MAUREEN CAVANAUGH: We only have one minute left and I want to ask you, Amy, about what you reported on last week, the study by the RAND corporation of the potential effects of prop 19 on the pocketbooks of drug cartels.

AMY ISACKSON: The RAND study sort of pulled off what had been a popular notion that prop 19 which could lead to lives marijuana in California would hurt the drug cartels in Mexico and they didn't find it was a significant effect. They found that California accounts for 2 to 4% of cartel activities for marijuana sales in California so that if California legalizes marijuana the cartels could stand to lose 2 to 4%. They found also that the biggest way that it would hit the cartels is by 26% but that is banking on the fact that California would have to sell all the marijuana in the US and displace the Mexican cartels for marijuana in the US and that would have a 26% hit on the cartels.

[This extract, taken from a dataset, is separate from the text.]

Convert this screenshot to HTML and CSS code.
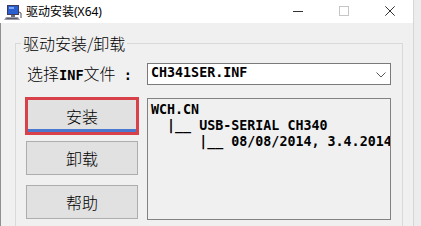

MAUREEN CAVANAUGH: We are actually going to be talking much more about this tomorrow. We have a, KPBS is focusing on prop 19 and we will be talking with KPBS reporters after the nine o'clock hour here on these days tomorrow. Right now I want to thank my guests. Amy Isackson, thank you.

AMY ISACKSON: Thank you, Maureen.

MAUREEN CAVANAUGH: And Vicente Calderón always good to hear from you.

VICENTE CALDERON: Likewise. Thank you, good morning.

MAUREEN CAVANAUGH: Good morning, and you've been listening to these days on KPBS.